If you save for retirement through a 401(k) plan, or have large IRA or Keogh Plan assets, you probably hurled your last statement in the bin. If you’d been making contributions consistently over the last decade, your last annual or monthly statement probably showed that the current value of your plan was well below the amount you had actually invested.
At this point, the temptation to work as long as possible, and then blow what remains of your savings on a round-the-world cruise and a suicide pill is considerable.
However, such despair is unwarranted.
Unless you have already given up all paid employment, or absolutely have to retire in the next year or two, the current bear market may have made your eventual retirement prospects more secure, not less.

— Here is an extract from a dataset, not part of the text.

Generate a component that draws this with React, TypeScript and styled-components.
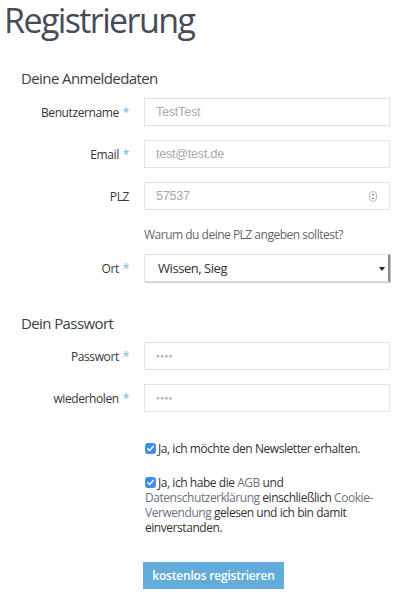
import React from 'react'
import styled, { createGlobalStyle } from 'styled-components'

const GlobalStyle = createGlobalStyle`
  html, body {
    margin: 0;
    padding: 0;
    background: #fff;
  }
  body {
    font-family: "Open Sans", "Noto Sans", sans-serif;
    color: #333;
  }
`

const Page = styled.div`
  width: 410px;
  padding: 0 20px 0 0;
  box-sizing: border-box;
`

const Title = styled.h1`
  margin: -3px 0 0 4px;
  font-size: 34px;
  line-height: 46px;
  font-weight: 400;
  color: #454c58;
  letter-spacing: -1.6px;
`

const SectionTitle = styled.h2<{ $top: number }>`
  margin: ${(p) => p.$top}px 0 0 21px;
  font-size: 15px;
  line-height: 20px;
  font-weight: 400;
  letter-spacing: -0.6px;
  color: #3a3f47;
`

const Fields = styled.div<{ $top: number }>`
  display: flex;
  flex-direction: column;
  gap: 14px;
  margin-top: ${(p) => p.$top}px;
`

const Row = styled.div`
  display: grid;
  grid-template-columns: 129px 1fr;
  column-gap: 15px;
  align-items: center;
`

const Label = styled.label`
  text-align: right;
  font-size: 12px;
  letter-spacing: -0.4px;
  color: #363636;
`

const Star = styled.span`
  color: #6fb3de;
  margin-left: 4px;
`

const InputBox = styled.div`
  position: relative;
  height: 28px;
  border: 1px solid #e2e2e2;
  box-sizing: border-box;
  display: flex;
  align-items: center;
  padding: 0 11px;
  background: #fff;
`

const InputText = styled.span`
  font-family: "Liberation Sans", Arial, sans-serif;
  font-size: 12.5px;
  letter-spacing: -0.2px;
  color: #a8a8a8;
`

const Dots = styled.span`
  font-family: "Liberation Sans", Arial, sans-serif;
  font-size: 6px;
  letter-spacing: 0.6px;
  color: #aaa;
`

const Spinner = styled.svg`
  position: absolute;
  right: 12px;
  top: 8px;
`

const SelectBox = styled(InputBox)`
  border-right: 2px solid #8a8a8a;
  box-shadow: 1px 1px 0 #c8c8c8;
  padding-left: 13px;
`

const SelectText = styled.span`
  font-size: 13px;
  letter-spacing: -0.45px;
  color: #333;
`

const Caret = styled.span`
  position: absolute;
  right: 3px;
  top: 12px;
  width: 0;
  height: 0;
  border-left: 3px solid transparent;
  border-right: 3px solid transparent;
  border-top: 4px solid #222;
`

const Hint = styled.div`
  margin: 17px 0 11px 144px;
  font-size: 12px;
  letter-spacing: -0.5px;
  color: #5f6772;
  line-height: 16px;
`

const Checks = styled.div`
  margin: 29px 0 0 145px;
  padding-right: 12px;
  display: flex;
  flex-direction: column;
  gap: 19px;
`

const CheckLine = styled.div`
  font-size: 12px;
  letter-spacing: -0.45px;
  line-height: 15px;
  color: #333;
`

const Box = styled.span`
  display: inline-block;
  vertical-align: -1px;
  width: 11px;
  height: 11px;
  margin-right: 2px;
  border-radius: 3px;
  background: #3e8ef0;
  position: relative;
`

const Link = styled.span`
  color: #6a7382;
`

const Button = styled.button`
  display: block;
  margin: 27px 0 0 143px;
  height: 27px;
  width: 141px;
  border: none;
  background: #62acdc;
  color: #fff;
  font-family: "Open Sans", sans-serif;
  font-weight: 600;
  font-size: 12px;
  letter-spacing: -0.2px;
  padding: 0;
`

const Check = () => (
  <Box>
    <svg width="11" height="11" viewBox="0 0 11 11" style={{ position: 'absolute', left: 0, top: 0 }}>
      <path d="M2.8 5.7 L4.6 7.5 L8.2 3.4" stroke="#fff" strokeWidth="1.5" fill="none" strokeLinecap="round" strokeLinejoin="round" />
    </svg>
  </Box>
)

const Field = ({ label, star, children }: { label: string; star?: boolean; children: React.ReactNode }) => (
  <Row>
    <Label>
      {label}
      {star && <Star>*</Star>}
    </Label>
    {children}
  </Row>
)

export default function App() {
  return (
    <Page>
      <GlobalStyle />
      <Title>Registrierung</Title>
      <SectionTitle $top={25}>Deine Anmeldedaten</SectionTitle>
      <Fields $top={10}>
        <Field label="Benutzername" star>
          <InputBox>
            <InputText>TestTest</InputText>
          </InputBox>
        </Field>
        <Field label="Email" star>
          <InputBox>
            <InputText>test@test.de</InputText>
          </InputBox>
        </Field>
        <Field label="PLZ">
          <InputBox>
            <InputText>57537</InputText>
            <Spinner width="8" height="11" viewBox="0 0 8 11">
              <rect x="0.5" y="0.5" width="7" height="10" rx="3.5" fill="#fff" stroke="#b8b8b8" />
              <path d="M2.5 4.2 L4 2.6 L5.5 4.2 Z M2.5 6.8 L4 8.4 L5.5 6.8 Z" fill="#777" />
            </Spinner>
          </InputBox>
        </Field>
      </Fields>
      <Hint>Warum du deine PLZ angeben solltest?</Hint>
      <Field label="Ort" star>
        <SelectBox>
          <SelectText>Wissen, Sieg</SelectText>
          <Caret />
        </SelectBox>
      </Field>
      <SectionTitle $top={31}>Dein Passwort</SectionTitle>
      <Fields $top={9}>
        <Field label="Passwort" star>
          <InputBox>
            <Dots>●●●●</Dots>
          </InputBox>
        </Field>
        <Field label="wiederholen" star>
          <InputBox>
            <Dots>●●●●</Dots>
          </InputBox>
        </Field>
      </Fields>
      <Checks>
        <CheckLine>
          <Check />
          Ja, ich möchte den Newsletter erhalten.
        </CheckLine>
        <CheckLine>
          <Check />
          Ja, ich habe die <Link>AGB</Link> und <Link>Datenschutzerklärung</Link> einschließlich{' '}
          <Link>Cookie-Verwendung</Link> gelesen und ich bin damit einverstanden.
        </CheckLine>
      </Checks>
      <Button>kostenlos registrieren</Button>
    </Page>
  )
}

You see, the most damaging factor for your retirement happiness was not the current downturn, but the preceding decade-long bubble.
Let me explain.
Savers who devote an equal amount each month to their long-term plans benefit from an important mathematical principle: Dollar cost averaging. Under dollar cost averaging, you put in the same amount of money each month, so that amount buys more shares if prices are low than it does if prices are high.
Thus, if a mutual fund trades at $1 in month one, $2 in month two and $1.50 in month three, then a dollar-cost-averaging investor investing $300 per month will buy 300 shares in month one, 150 in month two and 200 in month three. After his month three investment, he will own 650 shares at a cost of $900, for an average cost of $1.3846. Since the average price of the shares over the three months was month three’s $1.50, he has made an extra $0.1154 per share compared with the average share price.
That’s why prolonged bull markets are so bad for retirement investors (unless they are lucky enough to retire before the bubble bursts). In this case, the Standard and Poor’s 500 Index stood at 459.27 at the end of 1994. Then after February 1995, when U.S. Federal Reserve Chairman Alan Greenspan moved to an ever-easing monetary policy with low interest rates, it took off for the stratosphere. It passed its current level of 825 in early 1996, and except for a short period in 2002 has traded above that level ever since.
So, even though retirement savers from 1996-2008 thought most of the time that they were doing very well, in reality they were buying shares at an over-inflated price, and just about every one of their monthly contributions is currently showing a loss.
It’s not the current bear market that has caused that loss.